Под 447-й приказ подпадали и ранее судимые по общеуголовным статьям — общество "чистили"... Репрессиям подлежали и ранее осуждённые: в отношении "наиболее активных антисоветских элементов" операцию предполагалось проводить в тюрьмах, лагерях, "трудпоселках".
Приказ устанавливал для каждого региона СССР "лимиты" по "первой категории" (расстрел) и "по второй категории" (лагерь). Согласно приказу, за четыре месяца предполагалось осудить к расстрелу 75 950 человек, заключить в лагерь — 193 000 человек.
Дальше начались "встречные планы" и "инициатива с мест", сроки неоднократно продлевали, регионам давали "дополнительные лимиты". "Кулацкая операция" в основном завершилась к весне-лету 1938 года. Всего было осуждено не менее 818 тысяч человек, лимит "по первой категории" был превышен на 356 тысяч человек.
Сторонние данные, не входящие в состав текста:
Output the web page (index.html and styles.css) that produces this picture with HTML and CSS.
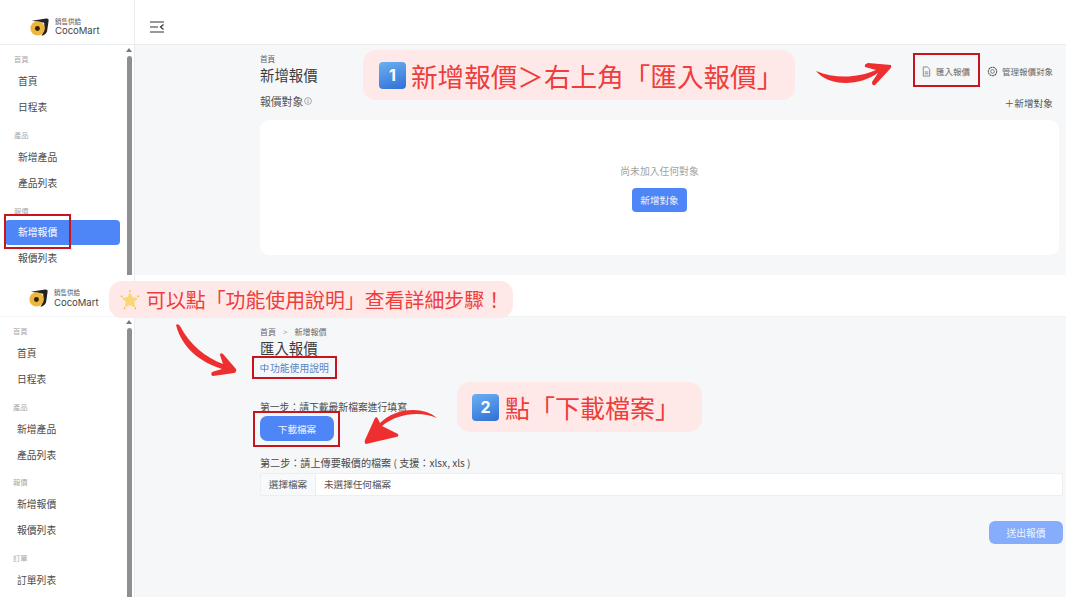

Не менее...
До и после "два нуля четыреста сорок седьмого" были открытые процессы, были расстрелянные генералы и маршалы, было многое. Но тогда, семьдесят лет назад, началась самая массовая операция по превращению людей в "бывших".
Надо ли говорить, что при всей "лотерее" был ведь шанс и не попасть под "лимит" — карательные органы "вырубали", отправляли в небытие отнюдь не худших людей, а тех, кто успел выделиться.
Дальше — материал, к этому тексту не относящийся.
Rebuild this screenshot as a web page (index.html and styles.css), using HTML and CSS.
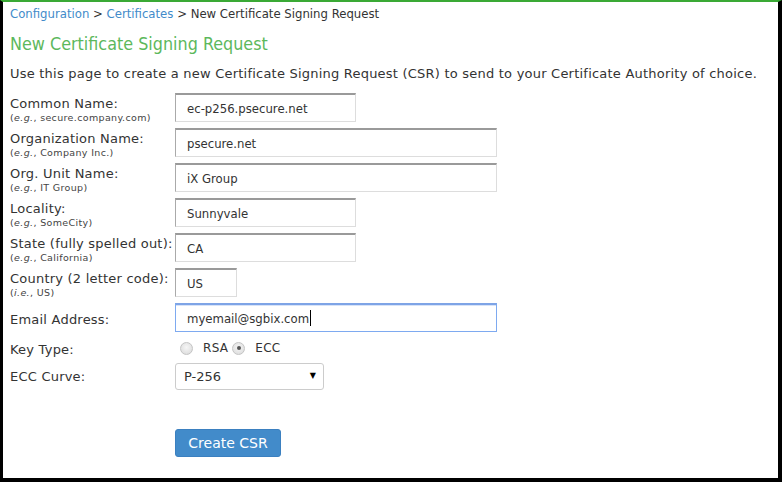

А те, кто выжил, надолго научились не вспоминать своё прошлое. Кто, интересно, помнит, что президент Академии наук Александров воевал у белых? При советской власти в его семье об этом не вспоминали. Люди вычёркивали из анкет не только своё прошлое, но и своих родных — тех, кто "был" и "состоял". Алексей Симонов с удивлением узнал, что у его знаменитого отца родственники после Гражданской оказался "за кордоном".
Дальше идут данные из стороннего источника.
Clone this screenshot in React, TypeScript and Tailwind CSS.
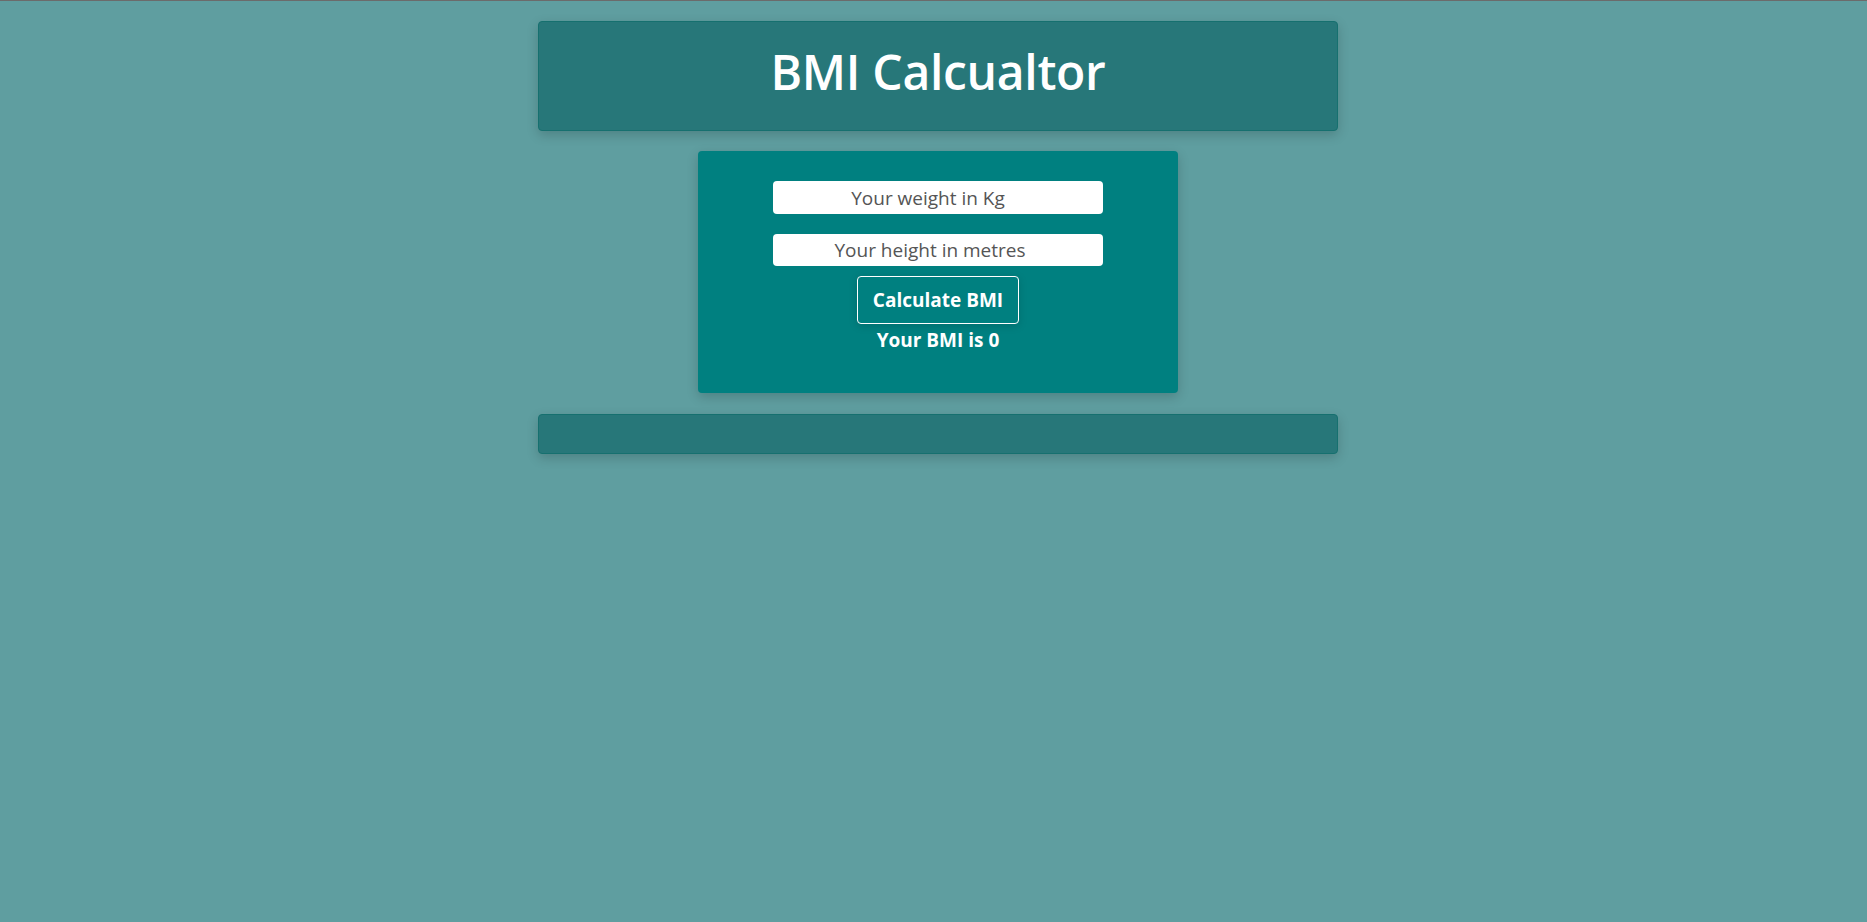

Людей лишали прошлого, личной и семейной памяти, заменяя её на искусственно сконструированную коллективную память. И делали это отнюдь не дьяволы, а люди. Сколько их таких понадобилось, чтобы мясокрутка работала без сбоев? А ведь именно этих людей — тех, кем теперь у нас принято гордиться — можно по праву назвать "бывшими". "Сверхлюдей" в ежовых рукавицах, отказавшихся от всего человеческого в себе.